>> begin Source data

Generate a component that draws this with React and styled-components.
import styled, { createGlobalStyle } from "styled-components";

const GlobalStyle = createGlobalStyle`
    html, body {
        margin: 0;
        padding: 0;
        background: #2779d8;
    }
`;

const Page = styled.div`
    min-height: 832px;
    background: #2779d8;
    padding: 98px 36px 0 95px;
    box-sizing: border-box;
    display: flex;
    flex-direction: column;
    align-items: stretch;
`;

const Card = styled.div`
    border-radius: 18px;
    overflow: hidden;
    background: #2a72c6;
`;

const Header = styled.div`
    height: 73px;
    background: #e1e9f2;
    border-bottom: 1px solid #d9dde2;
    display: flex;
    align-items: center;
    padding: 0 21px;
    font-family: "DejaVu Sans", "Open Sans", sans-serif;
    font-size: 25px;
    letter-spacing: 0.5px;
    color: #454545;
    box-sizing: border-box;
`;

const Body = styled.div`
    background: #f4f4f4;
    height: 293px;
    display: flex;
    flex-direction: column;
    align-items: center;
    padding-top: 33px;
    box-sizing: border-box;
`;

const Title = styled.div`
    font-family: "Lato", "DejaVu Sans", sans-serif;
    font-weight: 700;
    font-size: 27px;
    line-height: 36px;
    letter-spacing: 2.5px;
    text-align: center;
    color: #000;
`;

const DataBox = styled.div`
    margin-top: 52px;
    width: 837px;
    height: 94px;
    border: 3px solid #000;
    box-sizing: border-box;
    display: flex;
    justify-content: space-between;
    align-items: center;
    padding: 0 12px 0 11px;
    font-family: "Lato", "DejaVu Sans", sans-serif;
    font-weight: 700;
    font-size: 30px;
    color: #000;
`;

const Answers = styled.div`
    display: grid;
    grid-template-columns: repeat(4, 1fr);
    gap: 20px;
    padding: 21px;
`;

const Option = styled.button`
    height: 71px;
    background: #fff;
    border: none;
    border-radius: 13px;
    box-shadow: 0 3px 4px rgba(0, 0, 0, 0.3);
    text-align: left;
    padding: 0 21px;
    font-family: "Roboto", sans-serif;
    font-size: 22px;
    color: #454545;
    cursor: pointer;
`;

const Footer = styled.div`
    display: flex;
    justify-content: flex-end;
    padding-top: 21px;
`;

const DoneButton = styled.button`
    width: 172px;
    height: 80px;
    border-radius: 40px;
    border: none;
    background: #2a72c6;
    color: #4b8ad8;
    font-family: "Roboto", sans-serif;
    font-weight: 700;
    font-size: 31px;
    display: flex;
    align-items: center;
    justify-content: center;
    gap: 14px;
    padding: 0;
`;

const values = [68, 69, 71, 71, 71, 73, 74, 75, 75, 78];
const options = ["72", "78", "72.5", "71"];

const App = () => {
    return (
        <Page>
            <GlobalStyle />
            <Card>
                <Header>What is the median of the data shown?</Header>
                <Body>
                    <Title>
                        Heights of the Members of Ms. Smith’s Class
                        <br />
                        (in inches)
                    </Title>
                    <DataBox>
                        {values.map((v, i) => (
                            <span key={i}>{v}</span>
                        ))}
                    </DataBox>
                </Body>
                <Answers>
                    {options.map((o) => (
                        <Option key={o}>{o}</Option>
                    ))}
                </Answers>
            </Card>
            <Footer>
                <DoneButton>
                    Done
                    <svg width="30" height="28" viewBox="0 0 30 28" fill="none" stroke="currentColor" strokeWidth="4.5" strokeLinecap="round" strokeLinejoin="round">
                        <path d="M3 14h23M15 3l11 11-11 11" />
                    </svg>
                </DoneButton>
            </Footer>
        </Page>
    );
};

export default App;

>> end Source data

> _Goal_
Reproduce the material in full, with no word added or dropped.

> _Exercise solution_
Generate a component that draws this with React and styled-components.
import styled, { createGlobalStyle } from "styled-components";

const GlobalStyle = createGlobalStyle`
    html, body {
        margin: 0;
        padding: 0;
        background: #2779d8;
    }
`;

const Page = styled.div`
    min-height: 832px;
    background: #2779d8;
    padding: 98px 36px 0 95px;
    box-sizing: border-box;
    display: flex;
    flex-direction: column;
    align-items: stretch;
`;

const Card = styled.div`
    border-radius: 18px;
    overflow: hidden;
    background: #2a72c6;
`;

const Header = styled.div`
    height: 73px;
    background: #e1e9f2;
    border-bottom: 1px solid #d9dde2;
    display: flex;
    align-items: center;
    padding: 0 21px;
    font-family: "DejaVu Sans", "Open Sans", sans-serif;
    font-size: 25px;
    letter-spacing: 0.5px;
    color: #454545;
    box-sizing: border-box;
`;

const Body = styled.div`
    background: #f4f4f4;
    height: 293px;
    display: flex;
    flex-direction: column;
    align-items: center;
    padding-top: 33px;
    box-sizing: border-box;
`;

const Title = styled.div`
    font-family: "Lato", "DejaVu Sans", sans-serif;
    font-weight: 700;
    font-size: 27px;
    line-height: 36px;
    letter-spacing: 2.5px;
    text-align: center;
    color: #000;
`;

const DataBox = styled.div`
    margin-top: 52px;
    width: 837px;
    height: 94px;
    border: 3px solid #000;
    box-sizing: border-box;
    display: flex;
    justify-content: space-between;
    align-items: center;
    padding: 0 12px 0 11px;
    font-family: "Lato", "DejaVu Sans", sans-serif;
    font-weight: 700;
    font-size: 30px;
    color: #000;
`;

const Answers = styled.div`
    display: grid;
    grid-template-columns: repeat(4, 1fr);
    gap: 20px;
    padding: 21px;
`;

const Option = styled.button`
    height: 71px;
    background: #fff;
    border: none;
    border-radius: 13px;
    box-shadow: 0 3px 4px rgba(0, 0, 0, 0.3);
    text-align: left;
    padding: 0 21px;
    font-family: "Roboto", sans-serif;
    font-size: 22px;
    color: #454545;
    cursor: pointer;
`;

const Footer = styled.div`
    display: flex;
    justify-content: flex-end;
    padding-top: 21px;
`;

const DoneButton = styled.button`
    width: 172px;
    height: 80px;
    border-radius: 40px;
    border: none;
    background: #2a72c6;
    color: #4b8ad8;
    font-family: "Roboto", sans-serif;
    font-weight: 700;
    font-size: 31px;
    display: flex;
    align-items: center;
    justify-content: center;
    gap: 14px;
    padding: 0;
`;

const values = [68, 69, 71, 71, 71, 73, 74, 75, 75, 78];
const options = ["72", "78", "72.5", "71"];

const App = () => {
    return (
        <Page>
            <GlobalStyle />
            <Card>
                <Header>What is the median of the data shown?</Header>
                <Body>
                    <Title>
                        Heights of the Members of Ms. Smith’s Class
                        <br />
                        (in inches)
                    </Title>
                    <DataBox>
                        {values.map((v, i) => (
                            <span key={i}>{v}</span>
                        ))}
                    </DataBox>
                </Body>
                <Answers>
                    {options.map((o) => (
                        <Option key={o}>{o}</Option>
                    ))}
                </Answers>
            </Card>
            <Footer>
                <DoneButton>
                    Done
                    <svg width="30" height="28" viewBox="0 0 30 28" fill="none" stroke="currentColor" strokeWidth="4.5" strokeLinecap="round" strokeLinejoin="round">
                        <path d="M3 14h23M15 3l11 11-11 11" />
                    </svg>
                </DoneButton>
            </Footer>
        </Page>
    );
};

export default App;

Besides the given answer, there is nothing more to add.